Ah, bahkan aku membayangkan, pasti akan sangat sulit kelak jika kamu ingin kembali memainkan olahraga kesukaanmu. Atau melancong ke daerah-daerah asing seperti yang dulu biasa kamu lakukan bersama kawan-kawan petualang kita. Bahkan pada awalnya, kehidupan sehari-harimu pun akan terasa sangat berat. Aku khawatir jika rona-rona semangatmu memudar dan akhirnya kau seperti rumor yang menjadi butiran debu. Eh, tapi aku yakin kamu bukan orang seperti itu. Aku yakin, kebijaksanaan akan selalu menyelimutimu.

Aku bersalahkah? Tidak, katanya. Maksudnya, kita tidak pernah tahu itu akan terjadi. Iya kan?

Logika itu, tentu saja sudah ku coba untuk menanamkannya sejak awal, dalam-dalam. Tapi apa boleh buat, hati ini memberontak. Ada kecemasan yang berlebihan: kalau saja sebelum itu tidak seperti itu, pasti kejadian itu tidak akan terjadi.

Kini.
Di satu sisi, waktu seolah berputar lebih cepat. Sedang di sisi lain, waktu seolah bergerak melambat.  

Beberapa waktu lalu, aku dan kamu masih berada dalam tubuh bengawan. Duduk berhadapan, dan saling menjahili satu sama lain. Menyindir kedua orang di samping yang dapat tidur dengan nyeyaknya sepanjang perjalanan. Beberapa waktu lalu, petualangan itu baru saja terjadi. Euforia dan kesenangan yang ada masih menyisakan hangat tapaknya. Beberapa waktu yang lalu, kita masih duduk bertiga di kafe itu. Makan kentang goreng, makaroni, dan omelet sambil minum secangkir wedang uwuh, yang entah mengapa punyaku dan punyamu tidak ada rasanya. Beberapa waktu yang lalu, kita  masih ada di rumahnya, menjahili ia tentang khitbah dan pernikahan.

Benar-benar cepat. Akhirnya kau di sana, aku dan dia di sini. Aku ingin berada di sana, ketika prosesi sakral itu berlangsung. Menunggu sambil berharap-harap cemas, seperti menunggu kelahiran seorang bayi. Menunggu hingga kelopak matamu membuka dan  melihat dunia baru yang, mungkin, sedikit berbeda.

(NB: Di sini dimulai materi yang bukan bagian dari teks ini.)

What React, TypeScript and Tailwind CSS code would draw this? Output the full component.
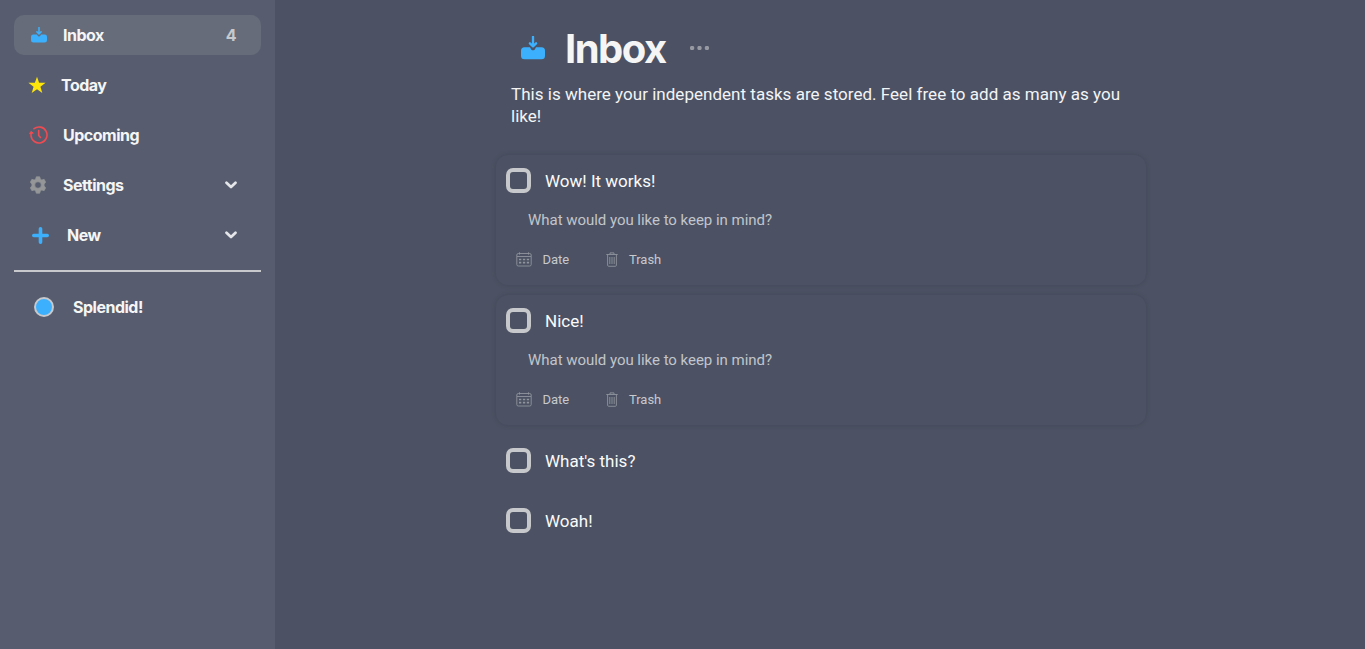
import type { ReactNode } from 'react';

function InboxIcon({ className }: { className: string }) {
  return (
    <svg className={className} viewBox="0 0 24 24" fill="#3cb0fd">
      <path d="M3.500 11.300h4.900c.9 0 1 .6 1.400 1.500.5 1 1.200 1.500 2.200 1.500s1.700-.5 2.200-1.500c.4-.9.5-1.500 1.400-1.500h4.900a3.500 3.500 0 0 1 3.500 3.500v4.900a3.500 3.500 0 0 1-3.500 3.500h-17A3.500 3.500 0 0 1 0 19.700v-4.900a3.500 3.500 0 0 1 3.500-3.500Z" />
      <path d="M12 .8v9M8.900 7.300 12 10.300l3.100-3" fill="none" stroke="#3cb0fd" strokeWidth="2.300" strokeLinecap="round" strokeLinejoin="round" />
    </svg>
  );
}

function ClockIcon() {
  return (
    <svg className="h-[19px] w-[19px]" viewBox="0 0 19 19" fill="none" stroke="#ef4b52" strokeWidth="1.600" strokeLinecap="round" strokeLinejoin="round">
      <path d="M5 2.700A8 8 0 1 1 2 9.500V7" />
      <path d="M.7 7.300 2 5.400l2 1.500Z" fill="#ef4b52" strokeWidth="1" />
      <path d="M9.700 4.500v5l1.800 2" />
    </svg>
  );
}

function GearIcon() {
  return (
    <svg className="h-[18px] w-4" viewBox="0 0 16 18">
      <path fillRule="evenodd" fill="#949698" stroke="#949698" strokeWidth=".7" strokeLinejoin="round" d="M6.300.8h3.400l.6 2.300 1.500.9 2.300-.7 1.600 3-1.600 1.700v2l1.600 1.700-1.600 3-2.300-.7-1.500.9-.6 2.300H6.300l-.6-2.300-1.500-.9-2.300.7-1.600-3L1.900 10V8L.3 6.300l1.600-3 2.300.7 1.500-.9ZM8 5.700a3.300 3.300 0 1 0 0 6.600 3.300 3.300 0 0 0 0-6.600Z" />
    </svg>
  );
}

function Chevron() {
  return (
    <svg className="h-2 w-3" viewBox="0 0 12 8" fill="none" stroke="#e4e6ea" strokeWidth="2.700" strokeLinecap="round" strokeLinejoin="round">
      <path d="m1.500 1.800 4.500 4.300 4.500-4.300" />
    </svg>
  );
}

function NavItem({ icon, label, iconClass, end, active }: { icon: ReactNode; label: string; iconClass: string; end?: ReactNode; active?: boolean }) {
  return (
    <div className={`flex h-10 items-center rounded-[10px] pr-6 ${active ? 'bg-[#666c7a]' : ''}`}>
      <span className={`flex shrink-0 items-center ${iconClass}`}>{icon}</span>
      <span className="flex-1">{label}</span>
      {end}
    </div>
  );
}

function CalendarIcon() {
  return (
    <svg className="h-[15px] w-4" viewBox="0 0 16 15" fill="none" stroke="#8f949d" strokeWidth=".9">
      <rect x=".8" y="1.500" width="14.400" height="12.500" rx="1.500" />
      <path d="M1 4.500h14M3.500 .3v2.300M12.500 .3v2.300" />
      <path d="M3 7.500h2.300M6.900 7.500h2.300M10.800 7.500h2.300M3 10.600h2.300M6.900 10.600h2.300M10.800 10.600h2.300" strokeWidth="1.600" />
    </svg>
  );
}

function TrashIcon() {
  return (
    <svg className="h-[15px] w-3" viewBox="0 0 12 15" fill="none" stroke="#8f949d" strokeWidth=".9">
      <path d="M.3 2.500h11.400M4 2.300V.9h4v1.400M1.600 2.500v10.700c0 .7.4 1.100 1.100 1.100h6.600c.7 0 1.100-.4 1.100-1.100V2.500M3.800 5v7M6 5v7M8.200 5v7" />
    </svg>
  );
}

function Task({ title, open }: { title: string; open?: boolean }) {
  return (
    <div className={`w-[650px] rounded-[12px] pl-2.5 ${open ? 'h-[130px] bg-[#4c5263] shadow-[0_0_5px_rgba(30,34,48,0.2)]' : 'h-[50px]'}`}>
      <div className="flex h-[50px] items-center gap-3.5">
        <span className="h-[25px] w-[25px] rounded-[7px] border-4 border-[#c7c8cb]" />
        <span className="pt-px text-[17px] leading-6 text-[#fafafa]">{title}</span>
      </div>
      {open && (
        <>
          <div className="flex h-[30px] items-center pl-[22px] text-[15px] tracking-[-0.03px] text-[#c2c5cb]">What would you like to keep in mind?</div>
          <div className="flex h-[49px] items-center pl-[10.400px] text-[13px] text-[#c7c9ce]">
            <CalendarIcon />
            <span className="ml-2.5 w-[63.500px] pt-px">Date</span>
            <TrashIcon />
            <span className="ml-[11px] pt-px">Trash</span>
          </div>
        </>
      )}
    </div>
  );
}

export default function App() {
  return (
    <div className="flex h-[649px] overflow-hidden bg-[#4c5263] font-['Roboto',sans-serif]">
      <aside className="w-[275px] shrink-0 bg-[#575d6e] px-3.5 pt-[15px] font-['Inter',sans-serif] text-[16px] font-bold tracking-[-0.5px] text-[#f5f5f5]">
        <nav className="flex flex-col gap-2.5">
          <NavItem active label="Inbox" iconClass="w-[49px] pl-[17px]" icon={<InboxIcon className="h-4 w-4" />} end={<span className="pr-px text-[#c7c9cc]">4</span>} />
          <NavItem
            label="Today"
            iconClass="w-[47px] pl-3.5 tracking-tighter"
            icon={
              <svg className="h-[18px] w-[18px]" viewBox="0 0 18 18" fill="#ffe60a">
                <path d="m9 .8 2.100 6H17.600l-5.200 3.900 1.900 6.300L9 13.300 3.700 17l1.900-6.300L.4 6.800h6.500Z" />
              </svg>
            }
          />
          <NavItem label="Upcoming" iconClass="w-[49px] pl-[15px]" icon={<ClockIcon />} />
          <NavItem label="Settings" iconClass="w-[49px] pl-4" icon={<GearIcon />} end={<Chevron />} />
          <NavItem
            label="New"
            iconClass="w-[53px] pl-[18px]"
            icon={
              <svg className="h-[17px] w-[17px]" viewBox="0 0 17 17" fill="none" stroke="#3cb0fd" strokeWidth="3.600" strokeLinecap="round">
                <path d="M8.500 1.800v13.400M1.800 8.500h13.400" />
              </svg>
            }
            end={<Chevron />}
          />
        </nav>
        <div className="mt-[15px] h-0.5 bg-[#c7c9cc]" />
        <div className="mt-[15px]">
          <NavItem label="Splendid!" iconClass="w-[59px] pl-5" icon={<span className="h-5 w-5 rounded-full border-2 border-[#c7c9cc] bg-[#3cb0fd]" />} />
        </div>
      </aside>
      <main className="flex-1 pl-[221px] pt-[21px]">
        <header className="flex h-14 items-center pl-[25.400px]">
          <InboxIcon className="mb-0.5 h-6 w-6" />
          <h1 className="ml-[19.600px] font-['Inter',sans-serif] text-[40px] font-bold leading-none tracking-[-1.500px] text-[#f5f5f5]">Inbox</h1>
          <svg className="mb-0.5 ml-6 h-1 w-[19px]" viewBox="0 0 19 4" fill="#9699a2">
            <circle cx="2.100" cy="2" r="2.200" />
            <circle cx="9.500" cy="2" r="2.200" />
            <circle cx="16.900" cy="2" r="2.200" />
          </svg>
        </header>
        <p className="ml-[15px] mt-1.5 w-[620px] text-[17px] leading-[22px] tracking-[0.025px] text-[#f3f4f5]">
          This is where your independent tasks are stored. Feel free to add as many as you like!
        </p>
        <section className="mt-7 flex flex-col gap-2.5">
          <Task title="Wow! It works!" open />
          <Task title="Nice!" open />
          <Task title="What's this?" />
          <Task title="Woah!" />
        </section>
      </main>
    </div>
  );
}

Beberapakali kamu bertanya: jadi ikut kegiatan itu? Konyolnya aku menjawab hal yang seharusnya tidak kukatakan.

padahal, sungguh, mana mungkin aku bisa bersenang-senang sebelum aku pulang, membuang sauh kecemasan, lantas memastikan semua baik-baik saja. Bahkan di ruang putih gedung elegan itu, konsentrasiku terbang melayang-layang enggan kembali ke tempatnya semula. Ia jelas-jelas memberontak: hei, tidak seharusnya kita berada di sini.

Lagi, ini bukan dramatisasi. Tapi semalam, disertai angkasa yang mengelabu dan petir yang terkadang iseng menggelegar, aku sudah mendapatkan jalan pulangku. Entah sampai kapan, mungkin sampai kamu ingin aku pergi.